The main cause of concern with dividend investing is that it is taxable. Even if you hold your dividend-paying stocks for more than one year, you still have to pay taxes each year.  This can indeed lower your investment returns. The question is how much should dividend stocks pay?

Usually, most dividend-paying companies are financially stable. Thus dividend stock investing is relatively safe. But those companies are not legally obliged to pay dividends anyway. If they struggle financially, the dividend payout may be at risk.

However, the dividend income is a great way to generate consistent income that can make you rich. But the key cause of concern for you is that dividend-paying stocks are oftentimes seeing less price appreciation than growth stocks.

Should I Buy Dividend Stocks?

Dividend-paying stocks help investors to get paid during a bear market. Even when capital gains are difficult to achieve, dividend stocks render a solid hedge against inflation at their growth phase. They have an explicit tax advantage over other forms of income.

Do Stocks Always Drop Ex-dividend Date?

The stock price usually drops on or after the ex-dividend date. However, after the announcement of a stock dividend, the stock price often shoots up. Whenever dividends are paid out, the number of shares outstanding would increase. However, the value of the company does not change. It just dilutes the book value of a share, and the stock price is adjusted suitably.
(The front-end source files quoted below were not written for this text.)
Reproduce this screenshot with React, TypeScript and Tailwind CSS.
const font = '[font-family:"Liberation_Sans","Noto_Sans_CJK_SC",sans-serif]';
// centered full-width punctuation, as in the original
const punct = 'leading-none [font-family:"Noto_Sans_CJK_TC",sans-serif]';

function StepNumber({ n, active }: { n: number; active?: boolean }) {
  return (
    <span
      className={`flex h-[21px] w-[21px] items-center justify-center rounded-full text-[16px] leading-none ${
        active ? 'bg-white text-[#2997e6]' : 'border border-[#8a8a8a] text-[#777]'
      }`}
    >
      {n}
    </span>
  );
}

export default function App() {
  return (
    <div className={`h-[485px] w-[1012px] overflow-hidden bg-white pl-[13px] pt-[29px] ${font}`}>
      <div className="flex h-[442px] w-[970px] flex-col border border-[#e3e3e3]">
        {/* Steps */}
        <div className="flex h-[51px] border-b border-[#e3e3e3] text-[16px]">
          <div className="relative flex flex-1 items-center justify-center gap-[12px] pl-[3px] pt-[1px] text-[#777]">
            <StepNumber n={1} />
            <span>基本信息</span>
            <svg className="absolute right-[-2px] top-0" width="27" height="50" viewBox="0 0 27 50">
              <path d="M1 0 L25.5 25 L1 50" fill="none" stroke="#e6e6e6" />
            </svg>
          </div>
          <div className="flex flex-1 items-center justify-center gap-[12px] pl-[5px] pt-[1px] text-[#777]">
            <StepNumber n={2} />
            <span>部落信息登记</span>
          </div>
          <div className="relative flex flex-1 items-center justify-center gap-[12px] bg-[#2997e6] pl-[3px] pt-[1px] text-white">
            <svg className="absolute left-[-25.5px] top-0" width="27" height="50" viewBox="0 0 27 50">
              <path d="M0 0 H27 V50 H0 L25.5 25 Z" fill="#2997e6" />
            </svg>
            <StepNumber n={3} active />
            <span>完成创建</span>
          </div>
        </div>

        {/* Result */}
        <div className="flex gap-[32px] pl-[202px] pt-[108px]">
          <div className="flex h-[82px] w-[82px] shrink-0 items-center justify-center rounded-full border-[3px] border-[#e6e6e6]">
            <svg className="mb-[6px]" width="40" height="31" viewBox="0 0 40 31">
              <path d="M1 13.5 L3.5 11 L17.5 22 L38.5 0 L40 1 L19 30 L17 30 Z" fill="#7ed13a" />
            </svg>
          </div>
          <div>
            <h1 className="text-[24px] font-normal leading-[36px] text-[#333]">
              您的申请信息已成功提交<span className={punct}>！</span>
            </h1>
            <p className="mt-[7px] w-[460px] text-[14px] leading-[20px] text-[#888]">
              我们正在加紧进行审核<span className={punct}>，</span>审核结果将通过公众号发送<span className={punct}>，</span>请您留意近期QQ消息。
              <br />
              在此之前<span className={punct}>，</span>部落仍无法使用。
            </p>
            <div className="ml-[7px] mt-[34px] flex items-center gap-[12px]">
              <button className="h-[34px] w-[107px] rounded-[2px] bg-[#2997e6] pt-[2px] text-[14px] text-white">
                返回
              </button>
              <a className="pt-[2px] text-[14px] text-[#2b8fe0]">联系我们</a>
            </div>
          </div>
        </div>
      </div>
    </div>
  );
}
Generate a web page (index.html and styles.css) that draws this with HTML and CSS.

Do Warren Buffett Reinvest Dividends?

Did you know that the veteran investor Warren Buffett made $560,000,000 in dividends from Coca-Cola alone just doing nothing? Though Warren Buffett likes to receive dividends, he prefers to reinvest them.

His holdings company Berkshire Hathaway likes to retain dividends. It rather prefers to reinvest its entire earnings for growth. Despite that, nearly half of Berkshire’s holdings pay dividends, and many of them generate dividend yields of 4% or higher.

Is Dividend Paid on Face Value or Market Value?

The dividend payout is always based on the face value (FV) of a stock whatever its present market value. And dividend yield or the annual rate of dividend is exhibited as a percentage basis of the face value of a share.